Critique | Musique

Nuits Bota: Les plages de Sharon Van Etten

Sharon Van Etten © Mike Katzif/Flickr
Laurent Hoebrechts
Laurent Hoebrechts Journaliste musique

Dimanche soir, l’Américaine venait présenter son tout nouvel album aux Nuits Bota, dans l’intimité du Grand Salon. Remuant.

Etrange paradoxe. D’un côté, l’hystérie post-électorale, les premières confirmations sorties des urnes, l’enchaînement des déclarations politiques matamoresques, « un pays, deux démocraties »… De l’autre, la douceur d’une soirée printanière, assis sur les marches du Botanique. Dimanche soir, plus encore que d’habitude, les Nuits Bota avaient des airs d’oasis. Un îlot préservé, qui permettait de se retirer du monde en se réfugiant dans la musique.

Celle de Sharon Van Etten, par exemple, qui venait présenter son tout nouvel album, Are We There, sorti ce week-end. L’Américaine jouait au Grand salon: l’endroit parfait pour ses chansons attrape-coeur, qui prennent si souvent des allures d’incantations amoureuses désespérées. En débutant son set par le nouveau Afraid of Nothing, par exemple, elle balance une torch song à faire fondre le plus blasé des palpitants. On pouvait imaginer que l’intimité du Grand salon allait permettre une configuration musicale plus dépouillée: il n’en fut rien. Tout le groupe est là: les trois mecs – Darren Jessee (batterie), Doug Keith (guitare) et Brad Cook (basse) – et les deux filles, Sharon herself et Heather Woods Broderick, entité qui tient de plus en plus de la sororité, côté à côté sur le devant de la scène, à la recherche de l’harmonie la plus poignante. À deux, trois reprises, la formation monte dans les tours, et corse le propos (la cavalcade de Serpents, la transe de Don’t Do It). Ce n’est cependant pas la couleur dominante. En fait, c’est ce qui séduit le plus ce soir-là: le changement permanent, sinon de couleur, en tout cas de ton. Sur Break Me, les nappes de claviers donnent des nuances quasi cold wave aux colonnes du Grand Salon, tandis qu’avec Tarifa, ou plus encore le single Taking Chances, SVA et son band se transforment plutôt en une formation r’n’b-soul – elle le verbe traînant, presque « sudiste », le groupe lui élastique et groovy dans les couplet, la guitare de Keith tranchant dans les refrains. C’était la première date de la tournée, et il restait probablement encore de réglages à effectuer (la 2e voix trop forte sur Nothing Will Change), un peu d’huile à glisser dans le moteur pour que tout s’enchaîne à la perfection. Pas grave: les quelques temps morts entre les morceaux ont permis de faire baisser la tension – cela faisait longtemps qu’on n’avait plus vu de public si concentré, si attentif, buvant chaque parole. Puis, il ne faut pas deux secondes à Sharon Van Etten pour investir le morceau suivant. C’en est sidérant, comme d’entendre une telle voix, pleine, déterminée, sortir d’un corps-brindille, la bouche à peine ouverte, la frange cachant la moitié du visage.

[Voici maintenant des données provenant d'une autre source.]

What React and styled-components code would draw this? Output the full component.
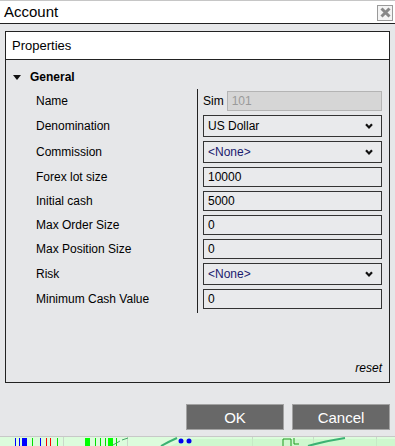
import React from 'react';
import styled, { createGlobalStyle } from 'styled-components';

const GlobalStyle = createGlobalStyle`
  html, body {
    margin: 0;
    padding: 0;
    background: #e6e7e9;
    font-family: "Liberation Sans", Arial, sans-serif;
    color: #000;
  }
`;

const Page = styled.div`
  width: 395px;
  height: 446px;
  display: flex;
  flex-direction: column;
  overflow: hidden;
`;

const Window = styled.div`
  height: 436px;
  display: flex;
  flex-direction: column;
  background: #e6e7e9;
  border-top: 1px solid #c6c6c6;
  box-sizing: border-box;
`;

const TitleBar = styled.div`
  height: 22px;
  flex: none;
  display: flex;
  align-items: center;
  justify-content: space-between;
  padding: 0 2px 0 4px;
  background: #fff;
  border-bottom: 1px solid #222;
`;

const Title = styled.div`
  font-size: 15px;
  line-height: 22px;
`;

const CloseButton = styled.div`
  width: 14px;
  height: 14px;
  border: 1px solid #9a9a9a;
  background: #f4f4f4;
  display: flex;
  align-items: center;
  justify-content: center;
  margin-top: 1px;
`;

const Body = styled.div`
  flex: 1;
  display: flex;
  flex-direction: column;
  padding: 7px 5px 6px 5px;
`;

const Panel = styled.div`
  height: 352px;
  display: flex;
  flex-direction: column;
  border: 1px solid #222;
  box-sizing: border-box;
`;

const PanelHeader = styled.div`
  height: 27px;
  flex: none;
  display: flex;
  align-items: center;
  padding-left: 6px;
  background: #fff;
  border-bottom: 1px solid #222;
  font-size: 13px;
`;

const PanelContent = styled.div`
  flex: 1;
  padding-top: 8px;
  display: flex;
  flex-direction: column;
`;

const Category = styled.div`
  height: 18px;
  display: flex;
  align-items: center;
  gap: 9px;
  padding-left: 7px;
  margin-bottom: 3px;
  font-size: 12px;
  font-weight: bold;
`;

const Grid = styled.div`
  display: grid;
  grid-template-columns: 191px 1fr;
`;

const Labels = styled.div`
  display: flex;
  flex-direction: column;
  padding-left: 30px;
`;

const Values = styled.div`
  display: flex;
  flex-direction: column;
  border-left: 1px solid #222;
  padding: 0 7px 2px 5px;
`;

const LabelCell = styled.div`
  height: ${p => (p.$select ? 26 : 24)}px;
  display: flex;
  align-items: center;
  font-size: 12px;
`;

const ValueCell = styled.div`
  height: ${p => (p.$select ? 26 : 24)}px;
  display: flex;
  align-items: center;
  gap: 3px;
  font-size: 12px;
`;

const Box = styled.div`
  flex: 1;
  height: ${p => (p.$select ? 22 : 20)}px;
  box-sizing: border-box;
  display: flex;
  align-items: center;
  justify-content: space-between;
  padding: 0 8px 0 4px;
  border: 1px solid ${p => (p.$disabled ? '#b4b4b4' : '#333')};
  background: ${p => (p.$disabled ? '#d6d6d6' : '#e9eaec')};
  color: ${p => (p.$disabled ? '#9a9a9a' : p.$navy ? '#1a1a6e' : '#000')};
  font-size: 12px;
`;

const Prefix = styled.span`
  font-size: 12px;
`;

const Footer = styled.div`
  margin-top: auto;
  display: flex;
  justify-content: flex-end;
  padding: 0 7px 7px 0;
`;

const Reset = styled.span`
  font-size: 12px;
  font-style: italic;
`;

const ButtonRow = styled.div`
  margin-top: auto;
  display: flex;
  justify-content: flex-end;
  gap: 8px;
`;

const Button = styled.div`
  width: 98px;
  height: 26px;
  box-sizing: border-box;
  display: flex;
  align-items: center;
  justify-content: center;
  background: #686868;
  border: 1px solid #a2a2a2;
  color: #fff;
  font-size: 15px;
`;

const Strip = styled.svg`
  display: block;
  flex: none;
`;

const Chevron = () => (
  <svg width="8" height="6" viewBox="0 0 8 6">
    <polyline points="1,1.2 4,4.4 7,1.2" fill="none" stroke="#111" strokeWidth="2.2" />
  </svg>
);

const Triangle = () => (
  <svg width="8" height="5" viewBox="0 0 8 5">
    <polygon points="0,0 8,0 4,5" fill="#111" />
  </svg>
);

const CloseX = () => (
  <svg width="11" height="11" viewBox="0 0 11 11">
    <path d="M1.5 1.5 L9.5 9.5 M9.5 1.5 L1.5 9.5" stroke="#888" strokeWidth="3" />
  </svg>
);

const rows = [
  { label: 'Name', value: '101', prefix: 'Sim', disabled: true },
  { label: 'Denomination', value: 'US Dollar', select: true },
  { label: 'Commission', value: '<None>', select: true, navy: true },
  { label: 'Forex lot size', value: '10000' },
  { label: 'Initial cash', value: '5000' },
  { label: 'Max Order Size', value: '0' },
  { label: 'Max Position Size', value: '0' },
  { label: 'Risk', value: '<None>', select: true, navy: true },
  { label: 'Minimum Cash Value', value: '0' },
];

const ChartStrip = () => (
  <Strip width="395" height="10" viewBox="0 0 395 10">
    <rect x="0" y="0" width="395" height="10" fill="#dcfcdc" />
    <rect x="0" y="0" width="395" height="1" fill="#c8c8c8" />
    {[63, 127, 252, 313, 376].map(x => (
      <rect key={x} x={x} y="1" width="1" height="9" fill="#c9d9c9" />
    ))}
    <rect x="15" y="2" width="1" height="8" fill="#0000ff" />
    <rect x="19" y="2" width="1" height="8" fill="#0000ff" />
    <rect x="22" y="2" width="5" height="8" fill="#0000ff" />
    <rect x="32" y="2" width="1" height="8" fill="#00e000" />
    <rect x="40" y="2" width="1" height="8" fill="#0000ff" />
    <rect x="46" y="2" width="1" height="8" fill="#ff0000" />
    <rect x="50" y="2" width="1" height="8" fill="#ff0000" />
    <rect x="57" y="2" width="1" height="8" fill="#00e000" />
    <rect x="85" y="2" width="5" height="8" fill="#00ff00" />
    <rect x="95" y="2" width="1" height="8" fill="#00e000" />
    <rect x="100" y="2" width="1" height="8" fill="#00e000" />
    <rect x="105" y="2" width="1" height="8" fill="#00e000" />
    <rect x="108" y="2" width="5" height="8" fill="#00ff00" />
    <rect x="116" y="2" width="1" height="8" fill="#00e000" />
    <path d="M113 9 L120 5 M122 4 L128 2" stroke="#44aa66" strokeWidth="1" />
    <path d="M125 10 L170 10 L185 3 L395 3 L395 10 Z" fill="#c4f5c4" opacity="0.6" />
    <path d="M161 10 Q170 5 177 2" stroke="#3bb273" strokeWidth="2" fill="none" />
    <circle cx="181" cy="5" r="2.5" fill="#0000ee" />
    <circle cx="189" cy="5" r="2.5" fill="#0000ee" />
    <path d="M283 10 L283 3 L291 3 L291 10 M294 2 L294 8 L299 8" stroke="#1f9a1f" strokeWidth="1" fill="none" />
    <path d="M308 10 Q325 5 345 2" stroke="#3bb273" strokeWidth="2" fill="none" />
  </Strip>
);

const App = () => (
  <Page>
    <GlobalStyle />
    <Window>
      <TitleBar>
        <Title>Account</Title>
        <CloseButton><CloseX /></CloseButton>
      </TitleBar>
      <Body>
        <Panel>
          <PanelHeader>Properties</PanelHeader>
          <PanelContent>
            <Category>
              <Triangle />
              General
            </Category>
            <Grid>
              <Labels>
                {rows.map(r => (
                  <LabelCell key={r.label} $select={r.select}>{r.label}</LabelCell>
                ))}
              </Labels>
              <Values>
                {rows.map(r => (
                  <ValueCell key={r.label} $select={r.select}>
                    {r.prefix && <Prefix>{r.prefix}</Prefix>}
                    <Box $select={r.select} $disabled={r.disabled} $navy={r.navy}>
                      <span>{r.value}</span>
                      {r.select && <Chevron />}
                    </Box>
                  </ValueCell>
                ))}
              </Values>
            </Grid>
          </PanelContent>
          <Footer>
            <Reset>reset</Reset>
          </Footer>
        </Panel>
        <ButtonRow>
          <Button>OK</Button>
          <Button>Cancel</Button>
        </ButtonRow>
      </Body>
    </Window>
    <ChartStrip />
  </Page>
);

export default App;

Il faut attendre les rappels pour que l’Américaine raccroche la mèche rebelle. Là, le visage enfin « découvert », seule derrière son piano, elle se lance dans I Know, avant-dernier morceau d’Are We There. C’est remuant, bouleversant comme on peut l’imaginer d’une chanson-confession qui met ses tripes sur la table: « I know the ancient melodies will come at night/I sing about my fear and love and what it brings ». Elle termine le morceau sonnée, comme apeurée par sa propre audace. Oeil humide, et coeur avec les doigts. Le groupe peut alors la rejoindre pour un dernier titre, Every Time The Sun Comes Up, morceau country tongue-in-cheek. Sharon Van Etten, une larme, un sourire.